Breaking up consumes a lot of energy. It sucks everything from you. It suspends
you in some kind of limbo and stops you from functioning like a real person. It
turns you into a zombie and before you realize it, you’re just going through
the motions of existing. Struggling through a routine to just get the day over
with and then dragging yourself to doing the same routine the next day and the
days after that. Most times, it just lasts for a couple of days. You break up,
you give a good cry, and you move on. That simple. But when you’re as unlucky
as having found the love of your life and losing him because you’ve had a rough
day, it drags on for weeks, months or maybe even years. You feel like the
accursed being that’s been punished to roll a boulder up a hill only to have it
roll back over at you when you get to the top.

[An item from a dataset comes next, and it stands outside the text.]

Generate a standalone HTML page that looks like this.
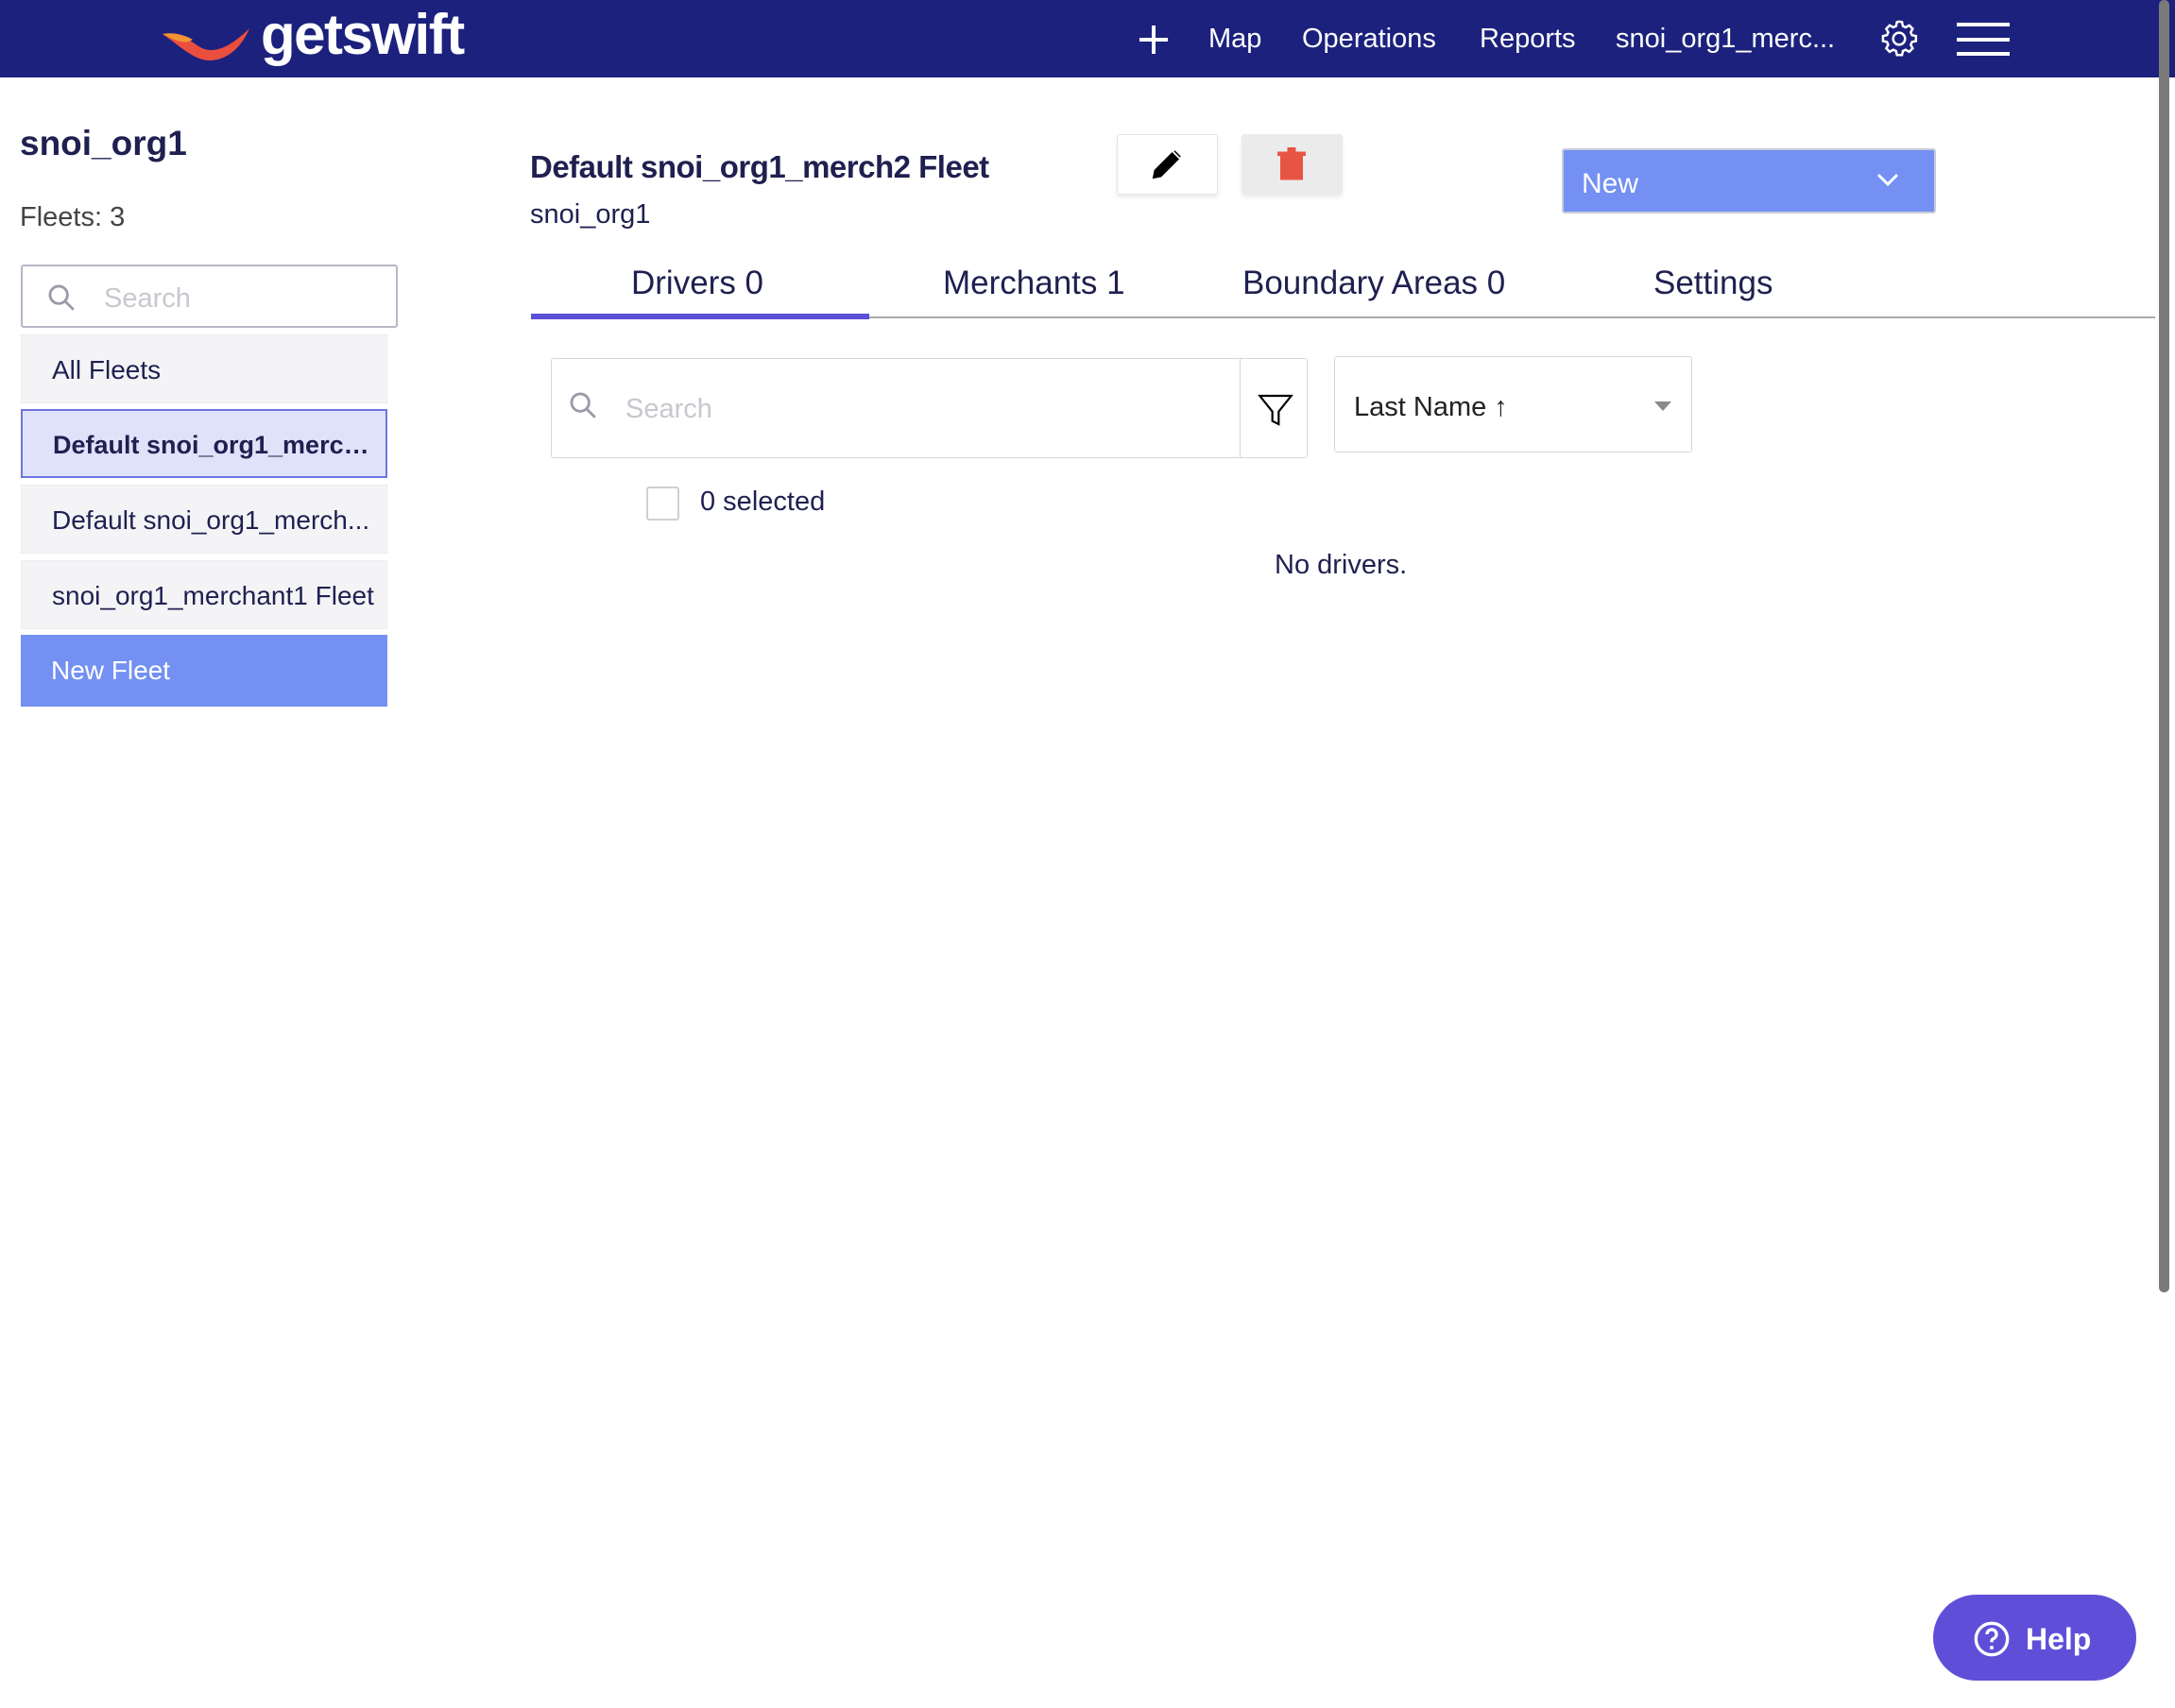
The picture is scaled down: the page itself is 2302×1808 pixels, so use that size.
<!DOCTYPE html>
<html><head><meta charset="utf-8"><style>
*{box-sizing:border-box;margin:0;padding:0}
body{width:2302px;height:1808px;position:relative;background:#fff;font-family:"Liberation Sans",sans-serif;color:#1f2050;overflow:hidden}
.a{position:absolute;white-space:nowrap}
.hdr{left:0;top:0;width:2302px;height:82px;background:#1c217d}
.nav{color:#fff;font-size:29px;top:25px}
.item{left:22px;width:388px;height:73px;background:#f4f4f7;border:1px solid #ececf0;font-size:28px;line-height:73px;padding-left:32px;overflow:hidden;text-overflow:ellipsis;padding-right:6px}
.tab{top:280px;font-size:35px;color:#1f2050}
</style></head><body>
<div class="a hdr"></div>
<svg class="a" style="left:170px;top:20px" width="100" height="45" viewBox="0 0 100 45"><path d="M2 16 C18 14 30 22 42 30 C56 38 74 30 94 10 C86 30 70 44 52 44 C36 44 22 30 2 16Z" fill="#ea4f3d"/><path d="M2 16 C12 14 24 16 34 22 C28 26 20 26 2 16Z" fill="#f39433"/></svg>
<div class="a" style="left:276px;top:2px;font-size:60px;font-weight:bold;color:#fff;letter-spacing:-1.5px">getswift</div>
<svg class="a" style="left:1204px;top:25px" width="34" height="34" viewBox="0 0 34 34"><path d="M17 2V32M2 17H32" stroke="#fff" stroke-width="4"/></svg>
<div class="a nav" style="left:1279px">Map</div>
<div class="a nav" style="left:1378px">Operations</div>
<div class="a nav" style="left:1566px">Reports</div>
<div class="a nav" style="left:1710px">snoi_org1_merc...</div>
<svg class="a" style="left:1987px;top:18px" width="46" height="46" viewBox="0 0 24 24"><path fill="none" stroke="#fff" stroke-width="1.3" d="M12 2.5l1.6.3.5 2.2 1.5.7 2-1.1 1.9 1.9-1.1 2 .7 1.5 2.2.5v2.8l-2.2.5-.7 1.5 1.1 2-1.9 1.9-2-1.1-1.5.7-.5 2.2h-2.8l-.5-2.2-1.5-.7-2 1.1-1.9-1.9 1.1-2-.7-1.5-2.2-.5v-2.8l2.2-.5.7-1.5-1.1-2 1.9-1.9 2 1.1 1.5-.7.5-2.2z"/><circle cx="12" cy="12" r="3.3" fill="none" stroke="#fff" stroke-width="1.3"/></svg>
<div class="a" style="left:2071px;top:24px;width:56px;height:4px;background:#fff"></div>
<div class="a" style="left:2071px;top:40px;width:56px;height:4px;background:#fff"></div>
<div class="a" style="left:2071px;top:55px;width:56px;height:4px;background:#fff"></div>
<div class="a" style="left:2285px;top:0;width:11px;height:1368px;background:#7a7a7a;border-radius:5px"></div>

<div class="a" style="left:21px;top:131px;font-size:37px;font-weight:bold">snoi_org1</div>
<div class="a" style="left:21px;top:214px;font-size:29px;color:#444">Fleets: 3</div>
<div class="a" style="left:22px;top:280px;width:399px;height:67px;border:2px solid #b8b6c8;border-radius:3px"></div>
<svg class="a" style="left:48px;top:298px" width="34" height="34" viewBox="0 0 24 24"><circle cx="10" cy="10" r="6.5" fill="none" stroke="#9a9aa8" stroke-width="2"/><path d="M15 15l6 6" stroke="#9a9aa8" stroke-width="2"/></svg>
<div class="a" style="left:110px;top:300px;font-size:29px;color:#c8c8cf">Search</div>
<div class="a item" style="top:354px">All Fleets</div>
<div class="a item" style="top:433px;background:#dfe2f8;border:2px solid #6e74e0;font-weight:bold;font-size:27px">Default snoi_org1_merch...</div>
<div class="a item" style="top:513px">Default snoi_org1_merch...</div>
<div class="a item" style="top:593px">snoi_org1_merchant1 Fleet</div>
<div class="a item" style="top:672px;height:76px;background:#7390f2;border:none;color:#fff;line-height:76px">New Fleet</div>

<div class="a" style="left:561px;top:158px;font-size:33px;font-weight:bold;letter-spacing:-0.5px">Default snoi_org1_merch2 Fleet</div>
<div class="a" style="left:561px;top:211px;font-size:29px">snoi_org1</div>
<div class="a" style="left:1182px;top:142px;width:107px;height:64px;border:1px solid #e4e4e4;border-radius:3px;box-shadow:0 3px 4px rgba(0,0,0,.08)"></div>
<svg class="a" style="left:1216px;top:154px" width="38" height="40" viewBox="0 0 24 24"><path d="M3 21l1-5L15.5 4.5l4 4L8 20z M17 3l4 4" fill="#000" stroke="#000" stroke-width="1"/></svg>
<div class="a" style="left:1314px;top:142px;width:107px;height:64px;background:#ebebeb;border-radius:3px;box-shadow:0 3px 4px rgba(0,0,0,.08)"></div>
<svg class="a" style="left:1352px;top:156px" width="30" height="36" viewBox="0 0 20 24"><rect x="2" y="6" width="16" height="17" fill="#e85444"/><rect x="0" y="3" width="20" height="3" fill="#e85444"/><rect x="7" y="0" width="6" height="4" fill="#e85444"/></svg>
<div class="a" style="left:1653px;top:157px;width:396px;height:69px;background:#7390f2;border:2px solid #c8ccd8;border-radius:3px"></div>
<div class="a" style="left:1674px;top:178px;font-size:30px;color:#fff">New</div>
<svg class="a" style="left:1985px;top:180px" width="26" height="20" viewBox="0 0 26 20"><path d="M3 5l10 10L23 5" fill="none" stroke="#fff" stroke-width="3"/></svg>

<div class="a tab" style="left:668px">Drivers 0</div>
<div class="a tab" style="left:998px">Merchants 1</div>
<div class="a tab" style="left:1315px">Boundary Areas 0</div>
<div class="a tab" style="left:1750px">Settings</div>
<div class="a" style="left:562px;top:335px;width:1719px;height:2px;background:#aaa"></div>
<div class="a" style="left:562px;top:332px;width:358px;height:6px;background:#5b4fd6"></div>

<div class="a" style="left:583px;top:379px;width:801px;height:106px;border:1px solid #d6d6d6;border-radius:3px"></div>
<div class="a" style="left:1312px;top:380px;width:1px;height:104px;background:#d6d6d6"></div>
<svg class="a" style="left:600px;top:412px" width="34" height="34" viewBox="0 0 24 24"><circle cx="10" cy="10" r="6.5" fill="none" stroke="#9a9aa8" stroke-width="2"/><path d="M15 15l6 6" stroke="#9a9aa8" stroke-width="2"/></svg>
<div class="a" style="left:662px;top:417px;font-size:29px;color:#c8c8cf">Search</div>
<svg class="a" style="left:1330px;top:414px" width="40" height="40" viewBox="0 0 24 24"><path d="M2 3h20l-8 10v8l-4-2v-6z" fill="none" stroke="#000" stroke-width="1.3"/></svg>
<div class="a" style="left:1412px;top:377px;width:379px;height:102px;border:1px solid #d6d6d6;border-radius:3px"></div>
<div class="a" style="left:1433px;top:415px;font-size:29px;color:#222">Last Name ↑</div>
<div class="a" style="left:1751px;top:425px;width:0;height:0;border-left:9px solid transparent;border-right:9px solid transparent;border-top:10px solid #8a8a8a"></div>
<div class="a" style="left:684px;top:515px;width:35px;height:36px;border:2px solid #d0d0d0;border-radius:3px"></div>
<div class="a" style="left:741px;top:515px;font-size:29px">0 selected</div>
<div class="a" style="left:1349px;top:582px;font-size:29px">No drivers.</div>

<div class="a" style="left:2046px;top:1688px;width:215px;height:91px;background:#5f4fd8;border-radius:46px"></div>
<svg class="a" style="left:2088px;top:1715px" width="40" height="40" viewBox="0 0 24 24"><circle cx="12" cy="12" r="10" fill="none" stroke="#fff" stroke-width="2"/><path d="M9 9a3 3 0 1 1 4 2.8c-1 .4-1 1.2-1 2.2" fill="none" stroke="#fff" stroke-width="2"/><circle cx="12" cy="17.5" r="1.2" fill="#fff"/></svg>
<div class="a" style="left:2144px;top:1717px;font-size:32px;font-weight:bold;color:#fff">Help</div>
</body></html>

Love sucks and so do lovers. *Tama ba, bob?*
Last night, I had the displeasure of having to lose
someone I feel deeply for. True love if you may call it so. Was so damned tired
and I didn’t have the energy to stretch my patience. I don’t know if I’ll ever
get him back or if I’ll ever get to talk or see him again. All I know is that I
deeply loved him and I lost him, in a blink of an eye, over a lousy text
message. Something about what he said just made me snap and all of a sudden I
felt like I was being taken for a ride, taken for granted, and it’s all because
he’s one of those guys who doesn’t say what he really feels. The kind who hurls
out sarcastic remarks over sms where you can never really tell if he’s being
sincere or if he’s making a face while tapping the keys. Texting something like
“ok enjoy”. How am I supposed to construe that? Do I take it literally or am I
supposed to be stupid; ask him every time he lets out a remark like that if he’s
being sarcastic? Maybe I should just ask him to tell me that he’s being
sarcastic in the same message where he’s lashing sarcasm out at me.
Sometimes you’ve got to hate technology. It makes
everything so freakingly easy and ironically, complicated.
I don’t think I’ll love anybody else after him.